The last of the emails I have not accounted for comes from an old dear friend, a man I have known for 35 years, well, 36 now, with the new year. He makes his living as a consultant and adviser to senior management, and he is very good at it. He is kind and courteous enough to include me on his mailing list of clients to whom he regularly sends, gratis, tips, very brief, and, actually, substantive and useful, as a way of reminding them that he stands ready to serve in any number of possible roles to the betterment of their business.
Obviously, I cannot avail myself of his services, and, though I’d prefer a personal note, even of equal brevity, he has to make a living. I understand this perfectly, but the value of the email he sends me is thereby reduced. Indeed, it’s a form of rubbing salt in the wound of my own incapacity, or indifference, or mere lack of initiative, in pursuing, by the same means, some kind of interest on the part of my potential audience by regularly making the same sort of contact with the objective of periodically extracting money from them in exchange for matters of value produced by me.

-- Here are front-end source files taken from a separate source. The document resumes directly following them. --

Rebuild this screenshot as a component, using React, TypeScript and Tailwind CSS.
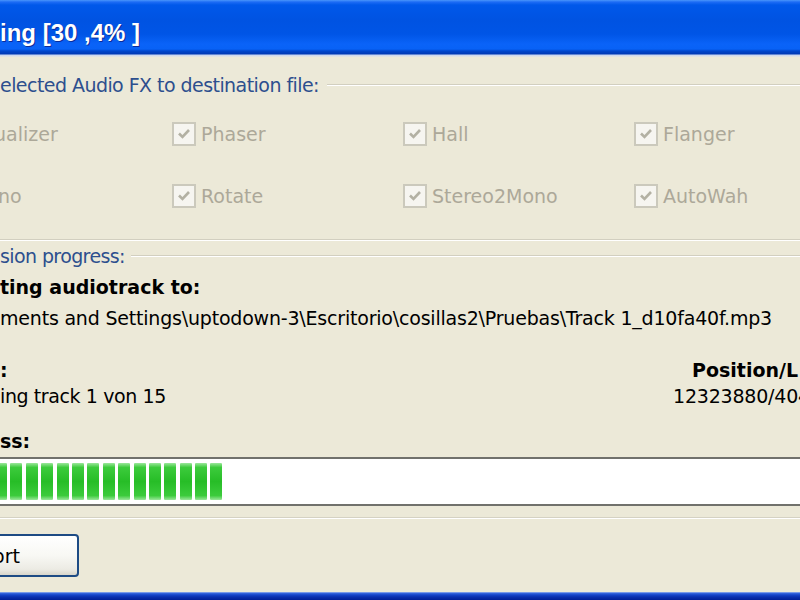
import React from "react";

function Check({ label }: { label: string }) {
  return (
    <div className="flex items-center gap-[5px] h-[24px]">
      <div className="w-[24px] h-[24px] shrink-0 border-2 border-[#cbc9bc] bg-[#f6f5f0] flex items-center justify-center">
        <svg width="16" height="16" viewBox="0 0 16 16">
          <path d="M3 7.5 L6.5 11 L13 4" fill="none" stroke="#b3b1a3" strokeWidth="2.6" />
        </svg>
      </div>
      <span className="text-[#aca899] whitespace-nowrap">{label}</span>
    </div>
  );
}

export default function App() {
  const blocks = Array.from({ length: 15 });
  return (
    <div className="w-[800px] h-[600px] overflow-hidden bg-[#ece9d8] flex flex-col font-['DejaVu_Sans',sans-serif] text-[19px] text-black">
      {/* Title bar */}
      <div className="h-[57px] shrink-0 bg-[linear-gradient(to_bottom,#4a96fb_0px,#1d6cf5_2px,#0058ea_5px,#0053e2_20px,#0055e6_34px,#0a63f8_44px,#0862f6_49px,#0046cc_51px,#0038b4_54px,#c7d5f3_55px,#e6e5e0_57px)]">
        <div className="mt-[21px] leading-[24px] text-[24px] font-bold text-white whitespace-nowrap font-['Liberation_Sans',sans-serif] [text-shadow:1px_1px_0_#0b2c9a]">
          ing [30 ,4% ]
        </div>
      </div>

      {/* Group 1 header */}
      <div className="mt-[14px] h-[28px] flex items-center">
        <span className="leading-[28px] text-[#2d4f8e] whitespace-nowrap tracking-[-0.55px]">elected Audio FX to destination file:</span>
        <div className="flex-1 ml-[8px] border-t border-[#d2cfc0] border-b border-b-white" />
      </div>

      {/* Checkbox rows */}
      <div className="-ml-[59px] mt-[23px] grid grid-cols-[231px_231px_231px_231px]">
        <Check label="Equalizer" />
        <Check label="Phaser" />
        <Check label="Hall" />
        <Check label="Flanger" />
      </div>
      <div className="-ml-[59px] mt-[38px] grid grid-cols-[231px_231px_231px_231px]">
        <Check label="Mono" />
        <Check label="Rotate" />
        <Check label="Stereo2Mono" />
        <Check label="AutoWah" />
      </div>

      {/* Group 1 bottom */}
      <div className="mt-[31px] border-t border-[#d2cfc0] border-b border-b-white" />

      {/* Group 2 header */}
      <div className="mt-[2px] h-[26px] flex items-center">
        <span className="leading-[26px] text-[#2d4f8e] whitespace-nowrap tracking-[-0.6px]">sion progress:</span>
        <div className="flex-1 ml-[6px] border-t border-[#d2cfc0] border-b border-b-white" />
      </div>

      <div className="mt-[5px] leading-[26px] font-bold whitespace-nowrap">ting audiotrack to:</div>
      <div className="mt-[5px] leading-[26px] whitespace-nowrap tracking-[-0.2px]">
        ments and Settings\uptodown-3\Escritorio\cosillas2\Pruebas\Track 1_d10fa40f.mp3
      </div>

      <div className="mt-[26px] flex leading-[26px] whitespace-nowrap">
        <div className="w-[673px] shrink-0 font-bold">:</div>
        <div className="pl-[19px] shrink-0 font-bold">Position/L</div>
      </div>
      <div className="flex leading-[26px] whitespace-nowrap">
        <div className="w-[673px] shrink-0 tracking-[-0.4px]">ing track 1 von 15</div>
        <div className="shrink-0 tracking-[-0.2px]">12323880/404</div>
      </div>

      <div className="mt-[19px] leading-[26px] font-bold whitespace-nowrap">ss:</div>

      {/* Progress bar */}
      <div className="mt-[3px] h-[49px] shrink-0 border-t-2 border-b-2 border-[#71716c] bg-white py-[4px] overflow-hidden">
        <div className="flex gap-[3.4px] -ml-[5px] h-full">
          {blocks.map((_, i) => (
            <div
              key={i}
              className="w-[12px] h-full shrink-0 rounded-[1px] bg-[linear-gradient(to_bottom,#9be79b_0%,#3ccb3c_12%,#27bd27_50%,#3ccb3c_88%,#9be79b_100%)]"
            />
          ))}
        </div>
      </div>

      <div className="mt-[11px] border-t border-[#d5d2c3] border-b border-b-white" />

      {/* Button */}
      <div className="mt-[15px] -ml-[61px] w-[140px] h-[43px] shrink-0 rounded-[4px] border-2 border-[#1d4b84] bg-[linear-gradient(to_bottom,#ffffff_0%,#f8f8f4_50%,#ecebe4_85%,#d8d6cb_100%)] flex items-center justify-end pr-[57px]">
        <span className="leading-[26px] whitespace-nowrap">Abort</span>
      </div>

      <div className="flex-1" />
      <div className="h-[8px] shrink-0 bg-[linear-gradient(to_bottom,#b5c8ef_0px,#3b6ae0_1px,#1443c8_3px,#0a2fae_5px,#001e96_8px)]" />
    </div>
  );
}
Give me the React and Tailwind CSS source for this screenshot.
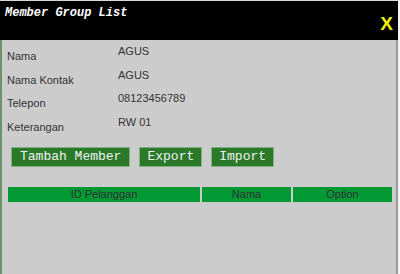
import React from 'react';

const rows = [
  { label: 'Nama', value: 'AGUS' },
  { label: 'Nama Kontak', value: 'AGUS' },
  { label: 'Telepon', value: '08123456789' },
  { label: 'Keterangan', value: 'RW 01' },
];

export default function App() {
  return (
    <div className="w-[400px] h-[274px] bg-[#f4f4f4] overflow-hidden">
      <div className="w-[398px] h-[274px] flex flex-col border-t border-[#d8d8d8]">
        <div className="h-[39px] bg-black flex justify-between pl-[5px] pr-[5px] shrink-0">
          <span className="text-[12px] leading-[14px] pt-[5px] font-bold italic text-white [font-family:'Liberation_Mono',monospace]">
            Member Group List
          </span>
          <span className="text-[19px] leading-[19px] pt-[13px] font-bold text-[#f2f200] [font-family:'Liberation_Sans',Arial,sans-serif]">
            X
          </span>
        </div>
        <div className="flex-1 bg-[#cccccc] border-l-2 border-[#6a946a] border-r-2 border-r-[#9a9a9a] pt-[5px] pl-[5px] pr-[4px] [font-family:'Liberation_Sans',Arial,sans-serif]">
          {rows.map((r) => (
            <div key={r.label} className="h-[23.5px] flex text-[11px] leading-[13px] text-[#333]">
              <div className="w-[111px] pt-[5px]">{r.label}</div>
              <div>{r.value}</div>
            </div>
          ))}
          <div className="flex gap-[9px] pl-[4px] mt-[8px] [font-family:'Liberation_Mono',monospace]">
            <button className="h-[20px] px-[8px] bg-[#2a7a2a] border border-[#7fb07f] text-[13px] leading-[18px] text-[#f0f0f0]">Tambah Member</button>
            <button className="h-[20px] px-[7px] bg-[#2a7a2a] border border-[#7fb07f] text-[13px] leading-[18px] text-[#f0f0f0]">Export</button>
            <button className="h-[20px] px-[7px] bg-[#2a7a2a] border border-[#7fb07f] text-[13px] leading-[18px] text-[#f0f0f0]">Import</button>
          </div>
          <div className="flex mt-[20px] ml-[1px] h-[15px] text-[11px] leading-[15px] text-[#333]">
            <div className="w-[192px] bg-[#009933] text-center">ID Pelanggan</div>
            <div className="w-[89px] ml-[2px] bg-[#009933] text-center">Nama</div>
            <div className="w-[99px] ml-[2px] bg-[#009933] text-center">Option</div>
          </div>
        </div>
      </div>
    </div>
  );
}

One could say that this essay, as it has turned out to be, is my own form of maintaining contact with those whose relationship to me I treasure. But, I am now pushing 3300 words, and counting, with this particular utterance. And I know, long since, because my friends, and other members of the audience I do have—usually as silently as they maintain themselves—that long-winded disquisitions, excrescences, call them what you will are non-starters. The age of the epistolary exchange, even over distances far shorter than that between my living room in the deepest heart of La France Profonde, and the living rooms of Cambridge, Boston, New York, St. Louis, Chicago, San Francisco, and many other great cities, north, and south and east of these destinations, which are the dwelling places of my dear friends, has long since died—I’d say in about 1876, when Alex Bell first uttered that immortal summons to Mr. Watson.
And it was the progeny of Bell’s great invention that sealed not the fate, but the tomb of that latter day epistolary form. As Bush, and all other politicians, and millions of businesspeople, will tell you, email simply is trouble.
Further, of course, no one writes any more. They text. Words are dying. Memes are rampant. Why should I write to you, when I cn txt u?